Несмотря на насущную необходимость расширять свои скромные познания в латыни и греческом, я изучал древние германские языки; когда же мне великодушно позволили использовать для этой варварской цели деньги, предназначенные для постижения классической филологии, я обратился наконец к средневековому валлийскому. Нет смысла пытаться проиллюстрировать на примерах удовольствие, которое я обрел. Ибо пресловутое удовольствие, конечно же, связано не только с отдельным словом, не с отдельной парой «звучание–значение» самой по себе, но и с тем, как это слово укладывается в общий стиль. Даже отдельные ноты в большом произведении могут доставить наслаждение на своем месте, но ощущение это нельзя проиллюстрировать (даже для тех, кто эту музыку уже слышал), повторив ноты вотдельности. Язык, безусловно, отличается от симфонии тем, что весь, целиком его никто никогда не слышал, или по крайней мере не слышал весь в один прием: он воспринимается в отрывках и примерах. Однако для тех, кто хоть сколько–то знает валлийский, любой набор слов покажется произвольным и абсурдным, а тем, кто не знает, его было бы недостаточно в рамках одной–единственной лекции, а в напечатанном виде в нем вообще нужды нет.
А скажу я, пожалуй, вот что: ведь я не анализом валлийского занимаюсь, и не самоанализом, я лишь пытаюсь донести ощущение удовольствия и удовлетворения (как будто от исполненного желания) — в валлийском менярадуют самые обычные слова, обозначающие самые обычные вещи. Слово «небеса» — nef — может быть, ничем не лучше, чем heaven, но обыкновенное слово «небо» — wybren — лучше, чем sky. Можно ли ожидать от человека большего? Ибо даже отрывок текста на хорошем валлийском, пусть и прочитанный валлийцем, для этой цели бесполезен. Те, кто понимает вал лийца, наверняка уже получили это удовольствие, или же оно им навеки недоступно. Те, кто не понимает, получить удовольствие пока что неспособны. Перевод здесь не поможет. Ведь это удовольствие ощущается наиболее остро в тот момент, когда устанавливается связь: в тот момент, когда человек воспринимает (или придумывает) какое–то слово, обладающее, как ему кажется, определенным стилем, и приписывает ему некое значение, о существовании которого он знает не из этого слова, а откуда–то еще. Я мог бы только проговорить, или еще лучше написать, проговорить и перевести длинный список слов: adar, alarch, eryr; tan, dwfr, awel, gwynt, niwl, glaw; haul, lloer, ser; arglwydd, gwas, morwyn, dyn; cadarn, gwan, caled, meddal, garw, llyfn, llym, swrth; glas, melyn, brith [172] [65] и так далее, и всеравно не сумел бы передать это удовольствие. Но даже более длинные и книжные слова обычно выдержаны в том же стиле, пусть и несколько разжиженном. В валлийском, как правило, нет столь часто встречающегося в английском расхождения между словами такого типа и словами, живущими полной жизнью, плотью и кровью всего языка. Annealladwy, dideimladrwydd, amhechadurus, atgyfodiad[66] куда больше принадлежат валлийскому языку — не только в том, что они легко раскладываются на составные части, но и с точки зрения «стиля», — чем английские слова с тем же значением: incomprehensible, insensibility, impeccable, resurrection — принадлежат английскому.

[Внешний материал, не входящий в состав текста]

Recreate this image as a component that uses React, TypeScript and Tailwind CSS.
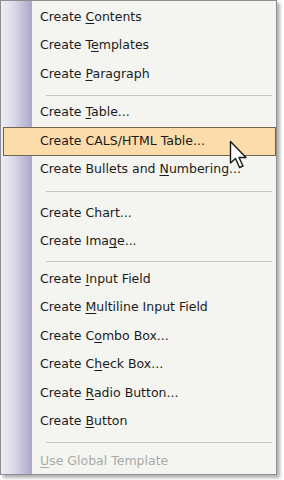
import React from "react";

type Item =
  | { pre: string; key?: string; post?: string; disabled?: boolean; active?: boolean }
  | { sep: string };

const items: Item[] = [
  { pre: "Create ", key: "C", post: "ontents" },
  { pre: "Create T", key: "e", post: "mplates" },
  { pre: "Create ", key: "P", post: "aragraph" },
  { sep: "h-[10px] pt-[3px]" },
  { pre: "Create ", key: "T", post: "able..." },
  { pre: "Create CALS/HTML Table...", active: true },
  { pre: "Create Bullets and ", key: "N", post: "umbering..." },
  { sep: "h-[15px]" },
  { pre: "Create Chart..." },
  { pre: "Create Ima", key: "g", post: "e..." },
  { sep: "h-[9px] pt-[2px]" },
  { pre: "Create ", key: "I", post: "nput Field" },
  { pre: "Create ", key: "M", post: "ultiline Input Field" },
  { pre: "Create C", key: "o", post: "mbo Box..." },
  { pre: "Create C", key: "h", post: "eck Box..." },
  { pre: "Create ", key: "R", post: "adio Button..." },
  { pre: "Create ", key: "B", post: "utton" },
  { sep: "h-[11px] pt-[2px]" },
  { pre: "", key: "U", post: "se Global Template", disabled: true },
];

function Cursor() {
  return (
    <svg
      className="absolute left-[229px] top-[140px]"
      width="22"
      height="32"
      viewBox="0 0 22 32"
    >
      <path
        d="M1.5 1.5 L1.5 23 L6.5 18.5 L10.5 27.5 L14 26 L10 17.5 L17 17.5 Z"
        fill="#ffffff"
        stroke="#1a1a1a"
        strokeWidth="1.4"
        strokeLinejoin="round"
      />
    </svg>
  );
}

export default function App() {
  return (
    <div className="relative w-[284px] h-[480px] bg-white overflow-hidden font-['DejaVu_Sans',sans-serif]">
      <div className="relative w-[277px] h-[475px] border border-[#8d8d8d] shadow-[3px_3px_3px_rgba(0,0,0,0.3)] pt-[2px] bg-[linear-gradient(to_right,#eeeef5_0px,#dcdbe9_12px,#aba7cb_31px,#f4f5f1_31px)]">
        {items.map((it, i) =>
          "sep" in it ? (
            <div key={i} className={"flex items-center pl-[45px] pr-[4px] " + it.sep}>
              <div className="h-px w-full bg-[#c6c6c3]" />
            </div>
          ) : (
            <div
              key={i}
              className={
                "h-[28.5px] flex items-center text-[12.5px] " +
                (it.active
                  ? "ml-[2px] mr-0 pl-[36px] border border-[#6f6350] bg-[#fbdcaa] text-[#1b1b1b]"
                  : "pl-[39px] " + (it.disabled ? "text-[#a9a9a6]" : "text-[#1b1b1b]"))
              }
            >
              <span className="whitespace-pre">
                {it.pre}
                {it.key && <u className="underline-offset-2">{it.key}</u>}
                {it.post}
              </span>
            </div>
          )
        )}
      </div>
      <Cursor />
    </div>
  );
}
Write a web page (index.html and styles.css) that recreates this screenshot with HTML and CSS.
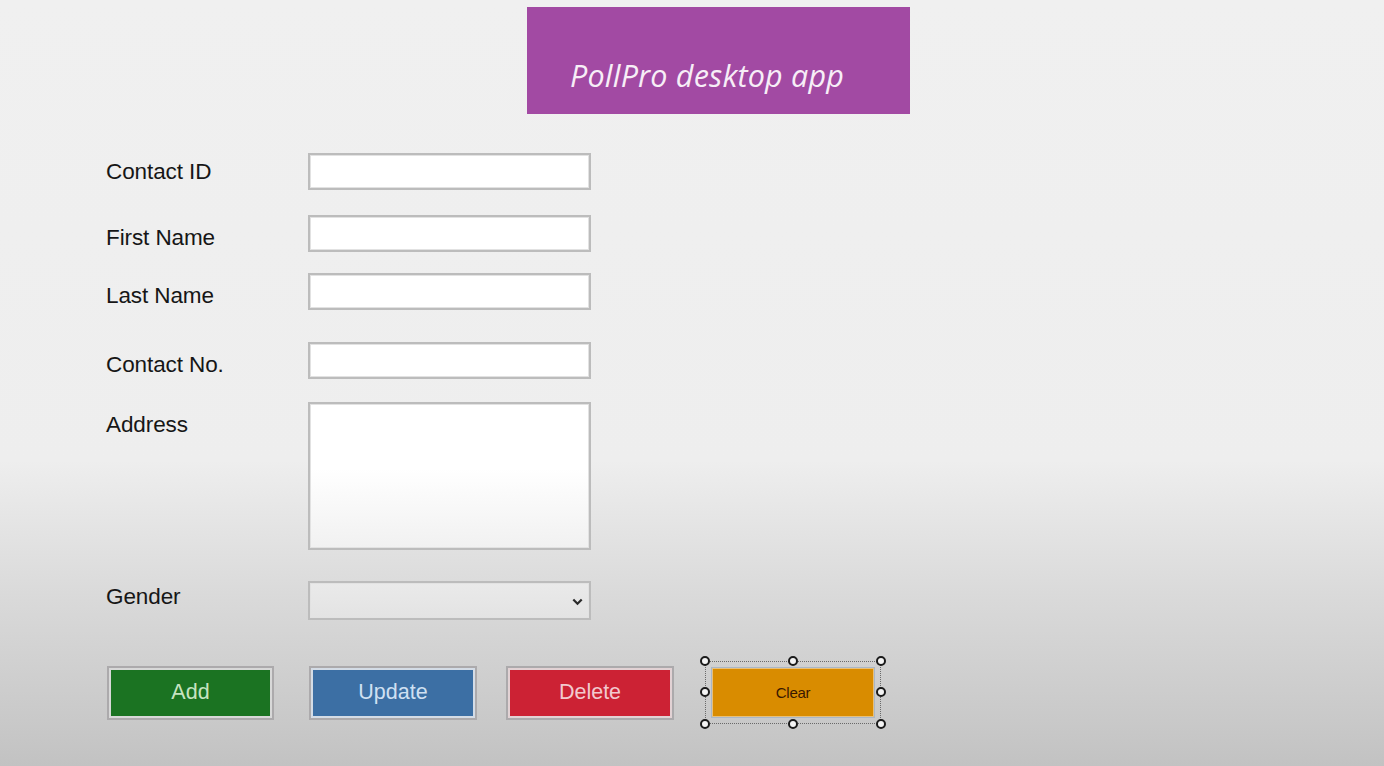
FILE: index.html
```html
<!DOCTYPE html>
<html lang="en">
<head>
<meta charset="utf-8">
<title>PollPro desktop app</title>
<link rel="stylesheet" href="styles.css">
</head>
<body>
<div class="page">
  <header class="header">
    <div class="banner"><span class="banner-text">PollPro desktop app</span></div>
  </header>
  <main class="form">
    <div class="row row-first">
      <label class="label label-tight">Contact ID</label>
      <div class="field"></div>
    </div>
    <div class="row row-first-name">
      <label class="label">First Name</label>
      <div class="field"></div>
    </div>
    <div class="row row-last-name">
      <label class="label">Last Name</label>
      <div class="field"></div>
    </div>
    <div class="row row-contact-no">
      <label class="label">Contact No.</label>
      <div class="field"></div>
    </div>
    <div class="row row-address">
      <label class="label">Address</label>
      <div class="field field-area"></div>
    </div>
    <div class="row row-gender">
      <label class="label label-gender">Gender</label>
      <div class="field field-select">
        <svg class="chevron" width="11" height="8" viewBox="0 0 11 8"><path d="M1.3 1.5 L5.5 5.7 L9.7 1.5" fill="none" stroke="#2a2a2a" stroke-width="2.2"/></svg>
      </div>
    </div>
    <div class="buttons">
      <div class="btn btn-add">Add</div>
      <div class="btn btn-update">Update</div>
      <div class="btn btn-delete">Delete</div>
      <div class="selection">
        <div class="btn-clear">Clear</div>
        <span class="handle h-tl"></span>
        <span class="handle h-tm"></span>
        <span class="handle h-tr"></span>
        <span class="handle h-ml"></span>
        <span class="handle h-mr"></span>
        <span class="handle h-bl"></span>
        <span class="handle h-bm"></span>
        <span class="handle h-br"></span>
      </div>
    </div>
  </main>
</div>
</body>
</html>
```

FILE: styles.css
```css
* { box-sizing: border-box; }

html, body {
  margin: 0;
  padding: 0;
  height: 100%;
}

body {
  width: 1384px;
  height: 766px;
  overflow: hidden;
  font-family: "Liberation Sans", Arial, sans-serif;
  background: linear-gradient(to bottom, #f0f0f0 0px, #eeeeee 460px, #d9d9d9 600px, #c9c9c9 720px, #c2c2c2 766px);
}

.page {
  display: flex;
  flex-direction: column;
}

.header {
  display: flex;
  padding-left: 527px;
  padding-top: 7px;
}

.banner {
  width: 383px;
  height: 107px;
  background: #a24aa3;
  display: flex;
  align-items: flex-end;
  padding-left: 43px;
  padding-bottom: 20px;
}

.banner-text {
  font-family: "Open Sans", "Noto Sans", sans-serif;
  font-style: italic;
  font-size: 30.5px;
  line-height: 38px;
  color: #f7eef7;
  letter-spacing: 0.2px;
}

.form {
  display: flex;
  flex-direction: column;
  padding-left: 106px;
  padding-top: 39px;
}

.row {
  display: flex;
  align-items: flex-start;
}

.row-first-name { margin-top: 25px; }
.row-last-name { margin-top: 21px; }
.row-contact-no { margin-top: 32px; }
.row-address { margin-top: 23px; }
.row-gender { margin-top: 31px; }

.label {
  width: 202px;
  font-size: 22.5px;
  line-height: 26px;
  color: #161616;
  margin-top: 10px;
  letter-spacing: -0.1px;
}

.label-tight { margin-top: 6px; }
.label-gender { margin-top: 3px; }

.field {
  width: 283px;
  height: 37px;
  background: #ffffff;
  border: 2px solid #bcbcbc;
  box-shadow: inset 0 0 0 1px #e2e2e2;
}

.field-area {
  height: 148px;
  background: linear-gradient(to bottom, #ffffff 0%, #ffffff 45%, #f1f1f1 100%);
}

.field-select {
  height: 39px;
  background: linear-gradient(to bottom, #eaeaea, #e3e3e3);
  display: flex;
  align-items: center;
  justify-content: flex-end;
  padding-right: 6px;
}

.chevron { display: block; margin-top: 3px; }

.buttons {
  display: flex;
  align-items: center;
  margin-top: 41px;
  margin-left: 1px;
}

.btn {
  width: 167px;
  height: 54px;
  border: 2px solid #acaaac;
  box-shadow: inset 0 0 0 2px #d8d8d8;
  display: flex;
  align-items: center;
  justify-content: center;
  font-size: 21.5px;
}

.btn-add {
  background: #1b7322;
  color: #c6e4c0;
}

.btn-update {
  margin-left: 35px;
  width: 168px;
  background: #3c6fa4;
  color: #cfe0f2;
  box-shadow: inset 0 0 0 2px #d4dce6;
}

.btn-delete {
  margin-left: 29px;
  width: 168px;
  background: #cc2234;
  color: #f2c9ce;
  box-shadow: inset 0 0 0 2px #e2d2d4;
}

.selection {
  position: relative;
  margin-left: 31px;
  width: 176px;
  height: 63px;
  border: 1px dotted #6a6a6a;
  padding: 5px;
  display: flex;
}

.btn-clear {
  flex: 1;
  background: #d98c00;
  border: 1px solid #a9b6c6;
  box-shadow: inset 0 0 0 1px #e8c07a;
  display: flex;
  align-items: center;
  justify-content: center;
  color: #3a1800;
  font-size: 15px;
  letter-spacing: -0.3px;
}

.handle {
  position: absolute;
  width: 10px;
  height: 10px;
  border: 2px solid #1a1a1a;
  border-radius: 50%;
  background: #f4f4f4;
}

.h-tl { left: -6px; top: -6px; }
.h-tm { left: 82px; top: -6px; }
.h-tr { right: -6px; top: -6px; }
.h-ml { left: -6px; top: 25px; }
.h-mr { right: -6px; top: 25px; }
.h-bl { left: -6px; bottom: -6px; }
.h-bm { left: 82px; bottom: -6px; }
.h-br { right: -6px; bottom: -6px; }
```
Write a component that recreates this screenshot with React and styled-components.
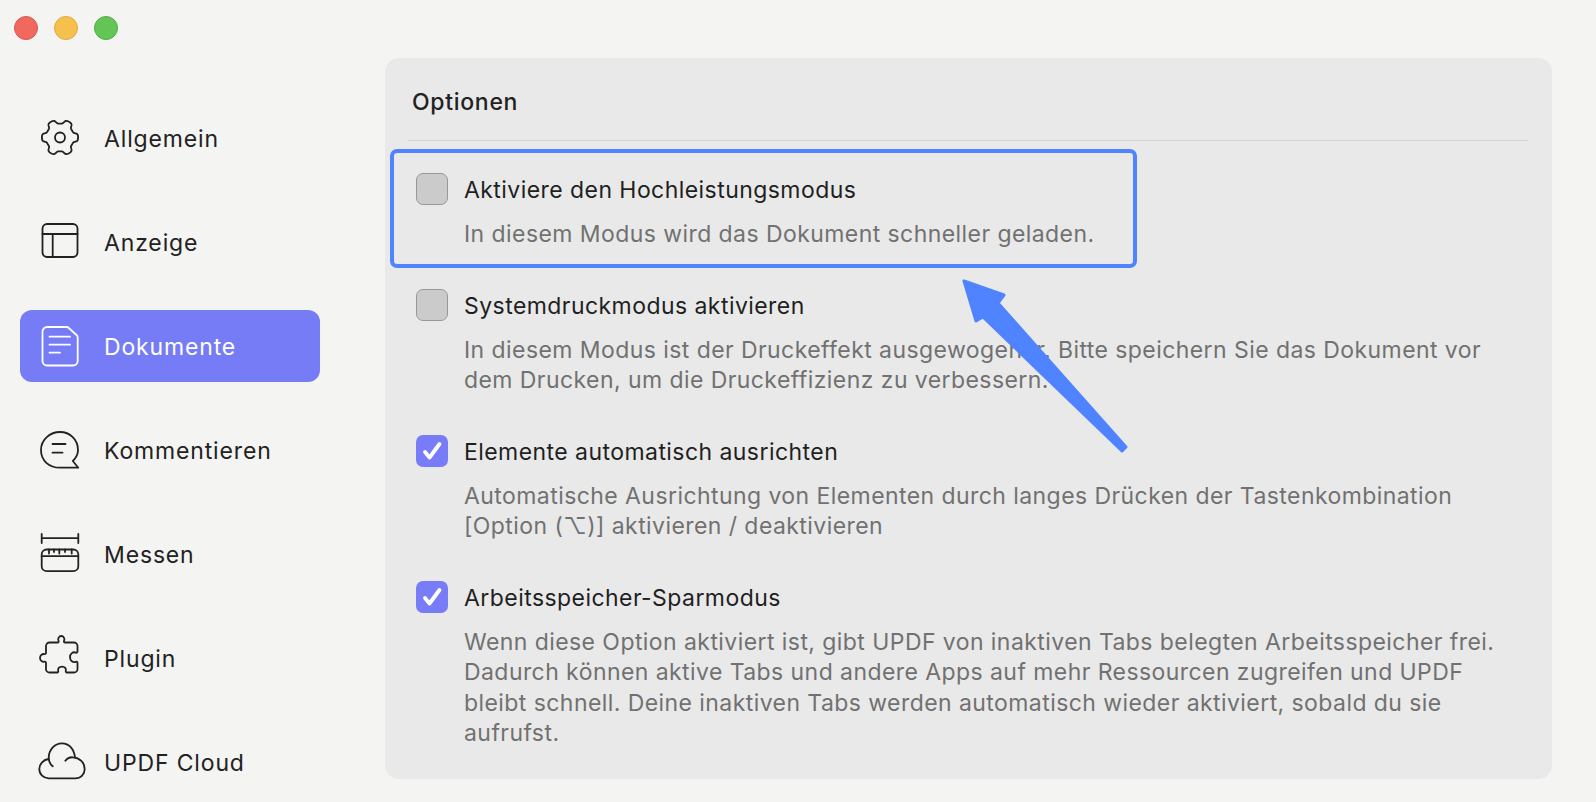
import React from "react";
import styled, { createGlobalStyle } from "styled-components";

const Global = createGlobalStyle`
  html, body { margin: 0; padding: 0; height: 100%; background: #f4f4f3; }
  #root { height: 100%; }
  * { box-sizing: border-box; }
`;

const Windowed = styled.div`
  position: relative;
  width: 1596px;
  height: 802px;
  overflow: hidden;
  display: flex;
  background: #f4f4f3;
  font-family: Inter, "Liberation Sans", sans-serif;
`;
const Sidebar = styled.aside`
  width: 385px;
  flex: none;
  padding: 16px 0 0 14px;
`;
const Lights = styled.div`
  display: flex;
  gap: 16px;
  height: 24px;
`;
const Light = styled.span`
  width: 24px;
  height: 24px;
  border-radius: 50%;
  background: ${(p) => p.$bg};
  border: 1px solid ${(p) => p.$edge};
`;
const Nav = styled.nav`
  display: flex;
  flex-direction: column;
  gap: 32px;
  margin: 62px 0 0 6px;
  width: 300px;
`;
const NavItem = styled.div`
  height: 72px;
  display: flex;
  align-items: center;
  gap: 24px;
  padding-left: 20px;
  border-radius: 12px;
  font-size: 23px;
  letter-spacing: 0.85px;
  color: ${(p) => (p.$active ? "#ffffff" : "#222222")};
  background: ${(p) => (p.$active ? "#767bf6" : "transparent")};
`;
const NavLabel = styled.span`
  padding-top: 2px;
`;
const IconBox = styled.span`
  width: 40px;
  height: 40px;
  flex: none;
  display: block;
  svg { display: block; width: 40px; height: 40px; overflow: visible; fill: none; stroke: currentColor; stroke-width: 1.8; stroke-linecap: round; stroke-linejoin: round; }
`;
const Panel = styled.main`
  width: 1167px;
  height: 721px;
  margin-top: 58px;
  padding: 0 24px 0 23px;
  background: #e9e9e9;
  border-radius: 14px;
`;
const Heading = styled.h2`
  margin: 0;
  height: 83px;
  border-bottom: 1px solid #d4d4d4;
  padding: 29px 0 0 4px;
  font-size: 23px;
  letter-spacing: 0.7px;
  line-height: 30px;
  font-weight: 500;
  color: #222222;
`;
const Options = styled.div`
  display: flex;
  flex-direction: column;
  gap: 39px;
  padding: 32px 0 0 8px;
`;
const Option = styled.div`
  display: grid;
  grid-template-columns: 32px 1fr;
  column-gap: 16px;
  row-gap: 12px;
`;
const Box = styled.span`
  width: 32px;
  height: 32px;
  border-radius: 7px;
  display: flex;
  align-items: center;
  justify-content: center;
  background: ${(p) => (p.$on ? "#787cf8" : "#cbcbcb")};
  border: ${(p) => (p.$on ? "none" : "1.5px solid #989898")};
`;
const Title = styled.div`
  font-size: 23px;
  letter-spacing: 0.44px;
  line-height: 34px;
  color: #1f1f1f;
`;
const Desc = styled.div`
  grid-column: 2;
  font-size: 23px;
  letter-spacing: 0.43px;
  line-height: 30.5px;
  color: #717171;
`;
const Highlight = styled.div`
  position: absolute;
  left: 390px;
  top: 149px;
  width: 747px;
  height: 119px;
  border: 4px solid #4f83ff;
  border-radius: 7px;
`;
const Arrow = styled.svg`
  position: absolute;
  left: 950px;
  top: 270px;
  width: 190px;
  height: 190px;
  overflow: visible;
`;

const gearPath = (() => {
  const pts = [];
  const k = Math.tanh(2.2);
  for (let i = 0; i < 180; i += 1) {
    const t = (i / 180) * 2 * Math.PI;
    const r = 16 + (2.1 * Math.tanh(2.2 * Math.cos(6 * t))) / k;
    pts.push(`${(20 + r * Math.cos(t)).toFixed(2)} ${(19.5 + r * Math.sin(t)).toFixed(2)}`);
  }
  return `M${pts.join("L")}Z`;
})();

const Gear = () => (
  <svg viewBox="0 0 40 40">
    <circle cx="20" cy="19.5" r="5" />
    <path d={gearPath} />
  </svg>
);
const Layout = () => (
  <svg viewBox="0 0 40 40">
    <rect x="2.5" y="2" width="35" height="33" rx="4.5" />
    <path d="M2.5 12h35M12.7 12v23" />
  </svg>
);
const Doc = () => (
  <svg viewBox="0 0 40 40">
    <path d="M7 1h19.5c1 0 1.600.3 2.300 1l7.700 7c.8.7 1.200 1.500 1.200 2.500V35a4.500 4.500 0 0 1-4.500 4.500H7A4.500 4.500 0 0 1 2.500 35V5.500A4.500 4.500 0 0 1 7 1z" />
    <path d="M9.500 10.700H30M9.500 18.700H30M9.500 26.700H20" />
  </svg>
);
const Comment = () => (
  <svg viewBox="0 0 40 40">
    <path d="M20 2C10 2 1 9.500 1 20s8 17.700 19 17.700h18.300l-5.500-6.700C36 28 38 24 38 20 38 9.500 30 2 20 2z" />
    <path d="M12.500 14h13M12.500 22.700h10" />
  </svg>
);
const Ruler = () => (
  <svg viewBox="0 0 40 40">
    <path d="M1.700 0v9M38.300 0v9M1.700 4.200h36.600" />
    <rect x="1.700" y="15.500" width="36.600" height="21.700" rx="5" />
    <path d="M1.700 22.200h36.600M9 15.500v4M14 15.500v2.500M19.300 15.500v4M25 15.500v2.500M31.700 15.500v4" />
  </svg>
);
const Puzzle = () => (
  <svg viewBox="0 0 40 40">
    <path d="M9.500 4.500H17.500c1 0 1.500-.8 1-1.800-1-2 .5-4.700 2.800-4.700s3.800 2.700 2.800 4.700c-.5 1 0 1.800 1 1.800H34a3.500 3.500 0 0 1 3.500 3.500v5.500c0 1-.8 1.500-1.800 1.100C33 13.500 30 15.500 30 19.200s3 5.700 5.700 4.600c1-.4 1.800.1 1.800 1.100V31a3.500 3.500 0 0 1-3.500 3.500H27c-1 0-1.500-.8-1.200-1.800.6-2-.8-4-3.800-4s-4.400 2-3.800 4c.3 1-.2 1.800-1.200 1.800H9.500A3.500 3.500 0 0 1 6 31v-6c0-1-.6-1.500-1.500-1.300-2 .5-4.500-1-4.500-3.800s2.500-4.300 4.500-3.800c.9.2 1.500-.3 1.500-1.300V8a3.500 3.500 0 0 1 3.500-3.500z" />
  </svg>
);
const Cloud = () => (
  <svg viewBox="0 0 40 40">
    <path d="M12.700 24.300C10 22 8.700 19.500 8.700 16 8.700 8 14.500 1.300 22 1.300c7 0 12 5.700 13 14.200" />
    <path d="M25.300 18.700C27 16.500 30 15 33 15.300c6.500.2 11.700 5.200 11.700 11.700 0 5-3.700 9.300-9.400 9.300H8.700C3.500 36.300-.7 32.500-.7 27c0-5 4.200-9.500 9.400-10" />
  </svg>
);
const Check = () => (
  <svg width="32" height="32" viewBox="0 0 32 32" fill="none" stroke="#fff" strokeWidth="3.8" strokeLinecap="round" strokeLinejoin="round">
    <path d="M9 17l4.500 5.500L23.500 9" />
  </svg>
);

const navItems = [
  ["Allgemein", Gear],
  ["Anzeige", Layout],
  ["Dokumente", Doc, true],
  ["Kommentieren", Comment],
  ["Messen", Ruler],
  ["Plugin", Puzzle],
  ["UPDF Cloud", Cloud],
];
const options = [
  ["Aktiviere den Hochleistungsmodus", ["In diesem Modus wird das Dokument schneller geladen."], false],
  ["Systemdruckmodus aktivieren", ["In diesem Modus ist der Druckeffekt ausgewogener. Bitte speichern Sie das Dokument vor", "dem Drucken, um die Druckeffizienz zu verbessern."], false],
  ["Elemente automatisch ausrichten", ["Automatische Ausrichtung von Elementen durch langes Drücken der Tastenkombination", "[Option (⌥)] aktivieren / deaktivieren"], true],
  ["Arbeitsspeicher-Sparmodus", ["Wenn diese Option aktiviert ist, gibt UPDF von inaktiven Tabs belegten Arbeitsspeicher frei.", "Dadurch können aktive Tabs und andere Apps auf mehr Ressourcen zugreifen und UPDF", "bleibt schnell. Deine inaktiven Tabs werden automatisch wieder aktiviert, sobald du sie", "aufrufst."], true],
];

export default function App() {
  return (
    <Windowed>
      <Global />
      <Sidebar>
        <Lights>
          <Light $bg="#f0685e" $edge="#d9574e" />
          <Light $bg="#f6c04f" $edge="#dfa93f" />
          <Light $bg="#62c554" $edge="#52ad46" />
        </Lights>
        <Nav>
          {navItems.map(([label, Icon, active]) => (
            <NavItem key={label} $active={active}>
              <IconBox><Icon /></IconBox>
              <NavLabel>{label}</NavLabel>
            </NavItem>
          ))}
        </Nav>
      </Sidebar>
      <Panel>
        <Heading>Optionen</Heading>
        <Options>
          {options.map(([title, lines, on]) => (
            <Option key={title}>
              <Box $on={on}>{on && <Check />}</Box>
              <Title>{title}</Title>
              <Desc>{lines.map((l) => <div key={l}>{l}</div>)}</Desc>
            </Option>
          ))}
        </Options>
      </Panel>
      <Highlight />
      <Arrow viewBox="950 270 190 190">
        <path fill="#4f83ff" stroke="#4f83ff" strokeWidth="3" strokeLinejoin="round" d="M964 281L1004 295L998 303L1126 447L1122 451L983 317L976 321Z" />
      </Arrow>
    </Windowed>
  );
}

Если бы меня все–таки попросили привести пример конкретной черты этого стиля — не просто наблюдаемой черты, но такой, которая бы доставляла мне удовольствие, — я бы сказал о предпочтении, оказываемом носовым согласным, особенно излюбленному n, и о частотности слов, построенных на контрасте мягкого, не очень звучного w и звонких спирантов f и dd с носовыми: nant, meddiant, afon, llawenydd, cenfigen, gwanwyn, gwenyn, crafanc [67] — вот несколько выбранных наугад примеров. Очень характерное слово: gogoniant ‘слава’:
171
Я имею в виду современный французский. И говорю я главным образом о формах слов и об их отношении к значению, особенно в том, что касается базовой лексики. Монстры вроде incomprehensible в любом языке вряд ли являются произведениями искусства, и уж тем более в английском.
172
Каждое из них, конечно, вместе со «смыслом».